Carioca formado pela Universidade Federal do Rio de Janeiro em 1952, Sérgio é um
dos autores do Centro Cívico de Curitiba, porém se dedicou especialmente à
criação de moveis. Dois anos depois de formado foi contratado pela rede chique
de lojas Forma como designer de moveis, mas descobre logo que aquela não era a
sua praia. Em 1955 abre em Ipanema a loja/estúdio Oca, de arquitetura de
interiores e móveis, que logo se transformaria em point de intelectuais. O nome
de seu estúdio/fabrica já revela a sua preocupação com as nossas raízes.
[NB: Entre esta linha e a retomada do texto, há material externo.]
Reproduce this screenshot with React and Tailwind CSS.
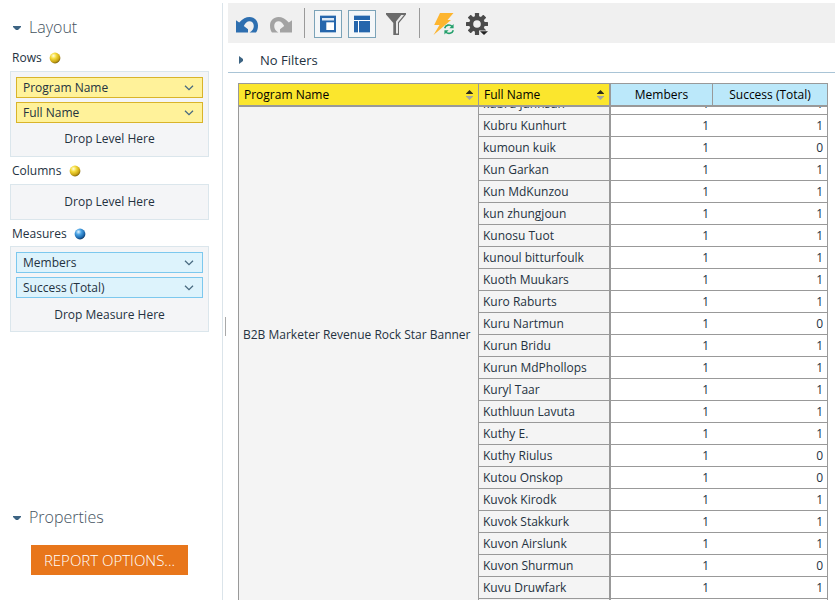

Sua projeção internacional advém em 1961 quando ele ganha o 1º prémio no
Concurso Internacional do Móvel, em Cantú, Itália com a pouco conhecida
“Poltrona Mole”. Esta poltrona é uma robusta estrutura de madeira, em oposição
aos móveis de pés de palito da época, que suporta uma rede de couro sobre a qual
repousa um enorme almofadado que convida o passante a se esparramar
preguiçosamente e tirar uma soneca. Junto com Joaquim Tenreiro e Zanine Caldas
ele projeta o design brasileiro no mundo. A Poltrona Mole faz parte hoje do
acervo permanente do MoMa de Nova York.
Em seus treze anos de existência a Oca produziu cerca de mil diferentes modelos
de móveis de desenho avançado mas usando os materiais da tradição indígena e
luso-brasileira: madeira, couro e palha, ao invés do inox do Bauhaus ou a fibra
de vidro, contraplacados moldados e aramados dos americanos Saarinem, Eames e
Bertoia ou as espartanas cadeiras de Lina Bardi. Suas cadeiras e poltronas não
são rígidas e frias como as acima referidas, senão flexíveis e sensuais ao tacto
pois se inspiram nas redes, camas de varas, trançados e tamboretes de nossos
índios. São os descansos de Macunaíma.
Com problemas financeiros ele fecha a Oca em 1968 e abre um atelier onde concebe
moveis para monumentos como o Palazzo Doria Pamphili, embaixada do Brasil em
Roma, palácios da Alvorada e dos Arcos (Itamaraty) e Teatro Nacional de Brasília
além de grandes empresas nacionais e internacionais. Entre 1973 e sua morte ele
atua através da empresa Sergio Rodrigues Arquitetura realizando, além da de
móveis, casas pré-fabricadas com estrutura de madeira e cobertura de fibra de
vidro.
Seus móveis foram expostos em Buenos Aires, Madrid, Bruxelas, Roma, Estocolmo e
Nova York. Ele recebeu ainda o Prémio do Instituto de Arquitetos do Brasil pela
poltrona Killin em 1975, Prémio Lápiz de Plata Buenos Aires 1987, e Premio do
Museu da Casa Brasileira de São Paulo pela poltrona Diz, tão macia quanto a Mole
embora toda de madeira. Fica a lembrança desse guru bonachão no casarão de
Botafogo, de boina, rabo de cavalo e generoso bigode que filtrava sua fala grave
e mansa enquanto debaixo de sua calva juvenil Macunaíma não parava de traquinar.